Habit #4: Letting Opponents Walk to the Kitchen for Free
When your opponent is in transition — making their way up from the baseline toward the kitchen line — that is your moment. That is when you apply pressure.
But a lot of players let that moment pass. They wait. They short-hop the ball. They let their opponents reach the line comfortable and settled, and then the rally resets on even terms.
Here’s what you should be looking to do instead.
First option — take the ball out of the air. If you can volley it before it bounces, do it. This takes time away from your opponent while they’re still moving. They can’t settle. They can’t prepare. They’re reacting on the run, and that’s exactly where you want them.
Second option — if you can’t take it out of the air, let the ball rise to its highest point off the bounce — the apex — and take it there. You get a clean, controlled contact point and you can drive it low toward your opponent’s feet as they’re coming in.

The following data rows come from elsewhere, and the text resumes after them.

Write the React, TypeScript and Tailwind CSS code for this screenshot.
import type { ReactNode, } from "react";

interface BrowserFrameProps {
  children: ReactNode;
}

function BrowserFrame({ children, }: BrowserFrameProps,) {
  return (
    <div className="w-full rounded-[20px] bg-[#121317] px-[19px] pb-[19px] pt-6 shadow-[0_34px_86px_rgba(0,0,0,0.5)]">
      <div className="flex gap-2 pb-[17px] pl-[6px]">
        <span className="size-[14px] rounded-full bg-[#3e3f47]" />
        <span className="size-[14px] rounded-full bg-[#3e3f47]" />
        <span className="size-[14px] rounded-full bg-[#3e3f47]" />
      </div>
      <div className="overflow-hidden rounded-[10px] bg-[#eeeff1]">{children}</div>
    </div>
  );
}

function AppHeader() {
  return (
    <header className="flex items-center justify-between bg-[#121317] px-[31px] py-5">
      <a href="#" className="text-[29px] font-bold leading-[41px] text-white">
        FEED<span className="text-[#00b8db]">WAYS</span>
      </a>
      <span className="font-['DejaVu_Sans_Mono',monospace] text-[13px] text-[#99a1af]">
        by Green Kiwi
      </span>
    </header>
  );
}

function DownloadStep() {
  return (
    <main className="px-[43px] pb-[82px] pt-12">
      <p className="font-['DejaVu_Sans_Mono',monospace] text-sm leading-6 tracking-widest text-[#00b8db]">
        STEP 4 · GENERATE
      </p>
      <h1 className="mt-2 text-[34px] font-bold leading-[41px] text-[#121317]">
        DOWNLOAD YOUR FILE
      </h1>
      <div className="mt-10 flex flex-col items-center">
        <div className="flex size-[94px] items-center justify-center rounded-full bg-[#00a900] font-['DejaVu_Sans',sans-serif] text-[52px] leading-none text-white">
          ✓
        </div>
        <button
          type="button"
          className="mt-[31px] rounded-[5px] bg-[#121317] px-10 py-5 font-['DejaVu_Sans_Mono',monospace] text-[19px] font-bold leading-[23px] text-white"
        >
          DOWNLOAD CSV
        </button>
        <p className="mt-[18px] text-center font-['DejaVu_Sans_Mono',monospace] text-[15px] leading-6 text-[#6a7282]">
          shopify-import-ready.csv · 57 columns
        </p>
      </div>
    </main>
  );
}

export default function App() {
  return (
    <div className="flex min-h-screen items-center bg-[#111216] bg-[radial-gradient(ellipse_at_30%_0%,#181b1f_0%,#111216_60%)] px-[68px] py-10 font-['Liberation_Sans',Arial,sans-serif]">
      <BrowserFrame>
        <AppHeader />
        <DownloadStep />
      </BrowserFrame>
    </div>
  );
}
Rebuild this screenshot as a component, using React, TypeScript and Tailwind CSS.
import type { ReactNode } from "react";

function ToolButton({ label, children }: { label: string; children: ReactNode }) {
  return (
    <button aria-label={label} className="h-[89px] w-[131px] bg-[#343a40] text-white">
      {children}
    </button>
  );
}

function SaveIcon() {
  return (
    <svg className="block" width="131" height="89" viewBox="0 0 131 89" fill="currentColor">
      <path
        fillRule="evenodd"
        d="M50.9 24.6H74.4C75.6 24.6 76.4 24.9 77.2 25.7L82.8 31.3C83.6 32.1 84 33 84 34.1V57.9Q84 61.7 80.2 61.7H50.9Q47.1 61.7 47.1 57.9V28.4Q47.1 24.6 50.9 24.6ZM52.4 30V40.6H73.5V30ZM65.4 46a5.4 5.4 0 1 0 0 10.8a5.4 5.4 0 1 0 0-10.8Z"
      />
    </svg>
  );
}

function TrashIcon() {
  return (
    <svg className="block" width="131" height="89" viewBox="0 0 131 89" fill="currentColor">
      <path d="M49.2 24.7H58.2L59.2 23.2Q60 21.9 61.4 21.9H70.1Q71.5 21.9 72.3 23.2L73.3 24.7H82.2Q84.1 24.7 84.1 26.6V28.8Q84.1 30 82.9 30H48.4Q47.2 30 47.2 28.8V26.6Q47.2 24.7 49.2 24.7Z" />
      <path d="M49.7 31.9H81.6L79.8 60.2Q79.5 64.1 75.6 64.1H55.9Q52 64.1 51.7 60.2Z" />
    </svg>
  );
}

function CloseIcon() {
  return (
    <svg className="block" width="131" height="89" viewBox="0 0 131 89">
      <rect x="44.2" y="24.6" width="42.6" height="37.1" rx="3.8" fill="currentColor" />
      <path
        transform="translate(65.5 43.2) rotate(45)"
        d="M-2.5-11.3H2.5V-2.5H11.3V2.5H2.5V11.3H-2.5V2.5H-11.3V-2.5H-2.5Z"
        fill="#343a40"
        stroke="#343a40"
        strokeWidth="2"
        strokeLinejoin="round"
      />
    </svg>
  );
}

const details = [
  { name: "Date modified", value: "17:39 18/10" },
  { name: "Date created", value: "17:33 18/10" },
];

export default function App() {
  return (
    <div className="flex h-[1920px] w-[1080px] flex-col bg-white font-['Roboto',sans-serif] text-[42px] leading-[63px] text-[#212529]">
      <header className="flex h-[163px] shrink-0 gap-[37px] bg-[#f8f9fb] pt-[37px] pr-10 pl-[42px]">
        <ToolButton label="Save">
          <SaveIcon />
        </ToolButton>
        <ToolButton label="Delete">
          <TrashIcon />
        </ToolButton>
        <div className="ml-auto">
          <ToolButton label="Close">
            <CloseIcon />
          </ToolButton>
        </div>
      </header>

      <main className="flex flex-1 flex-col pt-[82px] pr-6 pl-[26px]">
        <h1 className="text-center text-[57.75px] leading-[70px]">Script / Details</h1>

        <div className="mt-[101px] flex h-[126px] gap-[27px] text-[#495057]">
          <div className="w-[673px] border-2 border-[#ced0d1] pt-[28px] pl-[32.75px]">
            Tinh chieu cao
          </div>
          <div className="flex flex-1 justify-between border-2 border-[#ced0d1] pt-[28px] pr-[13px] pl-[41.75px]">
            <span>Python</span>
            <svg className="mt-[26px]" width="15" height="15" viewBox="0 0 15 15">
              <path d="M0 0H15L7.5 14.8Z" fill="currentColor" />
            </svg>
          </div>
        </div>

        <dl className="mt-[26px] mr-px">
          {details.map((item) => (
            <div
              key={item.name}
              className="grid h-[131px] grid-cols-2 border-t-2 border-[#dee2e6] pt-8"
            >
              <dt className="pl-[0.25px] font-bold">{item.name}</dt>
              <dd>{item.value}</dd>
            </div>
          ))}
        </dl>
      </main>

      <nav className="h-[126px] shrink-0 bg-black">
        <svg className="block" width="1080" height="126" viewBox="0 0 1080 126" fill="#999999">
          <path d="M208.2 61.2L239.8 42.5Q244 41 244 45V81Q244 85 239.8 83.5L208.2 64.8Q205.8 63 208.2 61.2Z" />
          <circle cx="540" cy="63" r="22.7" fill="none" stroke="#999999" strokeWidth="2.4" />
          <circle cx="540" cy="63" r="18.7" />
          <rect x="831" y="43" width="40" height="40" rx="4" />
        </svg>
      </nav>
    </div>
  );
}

What you want to avoid at all costs is the short hop — that awkward half-volley where the ball is still rising off the ground and your paddle is digging underneath it. From that position, you have no topspin, no power, and no control. Your opponent sees your paddle drop and they know they’ve got a free pass to the kitchen.
Make them earn the kitchen line. Keep the ball at their feet. Use the out-of-the-air or apex contact whenever possible.
Takeaways
Here’s the thing about all four of these.
None of them require elite athleticism. None of them need a better paddle or a fancier swing. They’re all decisions — shot selection, composure, swing discipline, timing.
And decisions can be trained.
Clean up your attack targets. Stay calm under pressure. Use the 3S method on your dinks. Apply pressure in transition.
Do those four things consistently, and you’re going to start noticing a real difference in your game. The points you used to lose will start flipping. The players who used to push you around will suddenly find the game a lot harder.
One habit at a time. That’s all it takes.